Apple interdit aux éditeurs de proposer un lien des applications vers les sites Web des titres de presse. Ce frein, selon le SPM, «appauvrit l'expérience des clients et rend leur fidélisation plus ardue». «Apple prend en otage ses propres clients, avec un principe de rigidification de l'offre, estime Xavier Romatet, PDG du groupe Condé Nast France. Or, les consommateurs sont de plus en plus habitués aux abonnements mixtes, soient qu'ils effectuent des achats en ligne et en kiosques, soient qu'ils souscrivent des abonnements bimédias.» Selon les éditeurs, on doit laisser la possibilité aux lecteurs, à l'intérieur des applications, de choisir par quel biais ils souhaitent acheter les abonnements: via l'In App Purchase ou à travers le site internet des producteurs de contenu. «La question est d'autant plus cruciale aux Etats-Unis, où 80 % des ventes de magazines se fait par abonnements», remarque le PDG de Condé Nast France, dont la maison mère aura lancé, d'ici à la fin 2011, toutes les versions numériques de ses titres américains.

 

Commission

Apple exige des éditeurs qu'ils lui reversent 30% pour l'acquisition d'un nouvel abonné via l'App Store. «Alors que, pour l'heure, sur le modèle économique des tablettes, personne ne gagne de l'argent, il est assez aberrant que 30% des revenus aillent dans la poche d'Apple», souligne Guillaume Frappat, chargé de mission affaires économiques et développement numérique au SPM. Racket organisé? Le ver était dans le fruit, selon Philippe Jannet, dès la publication du communiqué d'Apple, le 15 février, où Steve Jobs formulait cette phrase pour le moins spécieuse: «Lorsque Apple amène un nouvel abonné à une application, Apple garde une part de 30%. Lorsque l'éditeur amène un nouvel abonné à une application, il garde 100% des revenus et Apple ne gagne rien.» Oui, mais qui est client de qui? «Nous avons le même type de débats avec les opérateurs de téléphonie, comme Blackberry, rappelle Philippe Jannet. L'on voit bien que la distinction entre opérateurs et fournisseurs de contenus est au cœur du sujet.» Ludovic Blécher, directeur des éditions électroniques de Libération, a quant à lui le sentiment qu'«un piège s'était refermé sur les éditeurs. Lorsque l'Ipad est sorti, le discours dominant voulait que les tablettes et l'Internet soient les saveurs de la presse. Ce discours a contribué à populariser le nouveau bébé d'Apple, qui en profite aujourd'hui ouvertement…»

 

Données clients

Apple refuse de fournir aux éditeurs les coordonnées des utilisateurs, sauf si ces derniers acceptent de remplir un questionnaire maison, dans lequel une fenêtre d'«opt-in»  [option d'adhésion] insiste longuement sur le «désabonnement de la politique de confidentialité».

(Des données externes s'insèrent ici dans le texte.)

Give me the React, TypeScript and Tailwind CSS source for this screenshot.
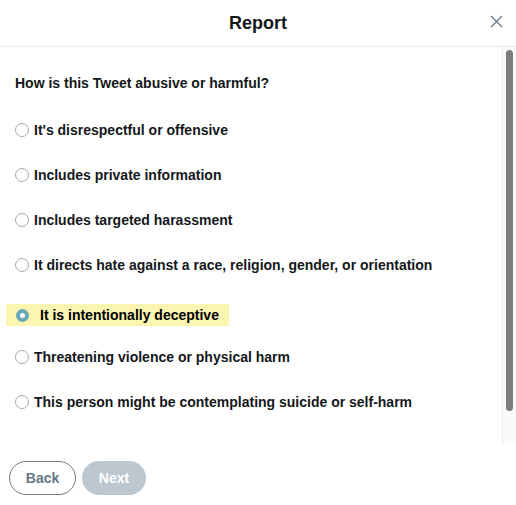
import React from "react";

const options = [
  { label: "It's disrespectful or offensive", mt: "mt-[27px]" },
  { label: "Includes private information", mt: "mt-[23px]" },
  { label: "Includes targeted harassment", mt: "mt-[23px]" },
  { label: "It directs hate against a race, religion, gender, or orientation", mt: "mt-[23px]" },
  { label: "It is intentionally deceptive", mt: "mt-[28px]", selected: true },
  { label: "Threatening violence or physical harm", mt: "mt-[20px]" },
  { label: "This person might be contemplating suicide or self-harm", mt: "mt-[23px]" },
];

function Radio({ checked }: { checked?: boolean }) {
  if (checked) {
    return (
      <span className="w-[13px] h-[13px] rounded-full bg-[#6aa8b6] flex items-center justify-center shrink-0">
        <span className="w-[5px] h-[5px] rounded-full bg-white" />
      </span>
    );
  }
  return <span className="w-[14px] h-[14px] rounded-full border border-[#a8a8a8] bg-white shrink-0" />;
}

export default function App() {
  return (
    <div className="w-[516px] h-[505px] bg-white flex flex-col font-['Liberation_Sans',Arial,sans-serif] text-[#14171a]">
      <div className="h-[47px] border-b border-[#e6ecf0] flex items-center justify-center relative shrink-0">
        <h1 className="text-[18px] font-bold leading-none -mt-[1px]">Report</h1>
        <button className="absolute right-[13px] top-[14px] w-[14px] h-[14px] flex items-center justify-center">
          <svg width="13" height="13" viewBox="0 0 13 13" fill="none" stroke="#657786" strokeWidth="1.3">
            <path d="M1 1L12 12M12 1L1 12" />
          </svg>
        </button>
      </div>

      <div className="h-[396px] flex shrink-0">
        <div className="flex-1 flex flex-col pt-[27px]">
          <p className="pl-[15px] text-[14px] font-bold leading-[18px] h-[18px]">How is this Tweet abusive or harmful?</p>
          {options.map((o) =>
            o.selected ? (
              <div
                key={o.label}
                className={`${o.mt} ml-[6px] w-[223px] h-[22px] bg-[#fbf5b2] flex items-center pl-[10px] gap-[11px]`}
              >
                <Radio checked />
                <span className="text-[14px] font-bold leading-none text-black">{o.label}</span>
              </div>
            ) : (
              <div key={o.label} className={`${o.mt} h-[22px] flex items-center pl-[15px] gap-[5px]`}>
                <Radio />
                <span className="text-[14px] font-bold leading-none">{o.label}</span>
              </div>
            )
          )}
        </div>
        <div className="w-[14px] bg-[#fafafa] border-l border-[#ebebeb] pt-[3px] pl-[3px]">
          <div className="w-[7px] h-[361px] rounded-full bg-[#7d7d7d]" />
        </div>
      </div>

      <div className="flex gap-[6px] pl-[9px] pt-[18px]">
        <button className="w-[67px] h-[34px] rounded-full border border-[#6e7a85] text-[#657786] text-[14px] font-bold">
          Back
        </button>
        <button className="w-[64px] h-[34px] rounded-full bg-[#bcc7d0] text-white text-[14px] font-bold">
          Next
        </button>
      </div>
    </div>
  );
}
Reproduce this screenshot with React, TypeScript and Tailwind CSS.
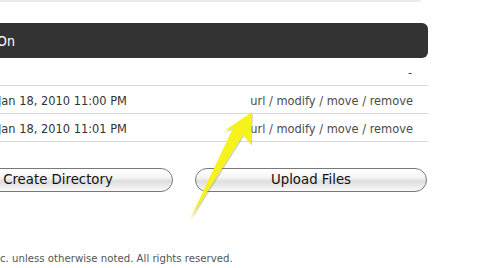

«Ce n'est pas aux éditeurs de gérer le CRM d'Apple!», s'indigne Corinne Denis, directrice du développement et des nouveaux médias du groupe Express-Roularta. D'autant que les consommateurs se voient proposer un tunnel d'“opt-in” très anxiogène…» Selon Philippe Jannet, une fois encore, «Apple refuse de s'adapter et reste obstinément dans son univers, un monde de machines, y compris dans son vocabulaire.» Le questionnaire propose en effet à l'utilisateur de «laisser ses coordonnées aux développeurs», sans préciser qu'il s'agit, en l'occurrence, d'éditeurs de presse. Là encore, l'échange est à sens unique. «Les bases de données sont indispensables au travail des éditeurs de presse et l'“opt-in” qui nous est proposé n'est ni assez complet – il comprend nom, e-mail et code postal – ni assez engageant dans ses termes», rappelle Guillaume Frappat, du SPM.

 

A quand le déblocage?

«La richesse d'Apple, c'est avant tout son image. Si l'on fait savoir que le fabricant ne respecte pas la presse, il ne va pas pouvoir longtemps rester sans réaction, prédit Philippe Jannet, du Monde interactif. Chez Apple Europe, beaucoup sont très embarrassés par cette situation.» Selon Corinne Denis, «Apple, qui détient 80% du marché des tablettes, a peut-être encore un an ou deux pour réagir. Mais, d'ici là, on aura trouvé des moyens de contourner ce système ultrarestrictif.» Comment faire bouger les lignes? «D'abord en arrivant à faire comprendre à Apple ce qu'est le métier d'éditeur de presse», estime Guillaume Frappat. En en appelant aux instances européennes? Une chose est sûre: la firme de Cupertino (Californie) ne pourra pas longtemps faire l'économie d'une discussion avec les éditeurs, au risque de faire sienne cette phrase de George Bernard Shaw: «Le silence est l'expression la plus parfaite du mépris.»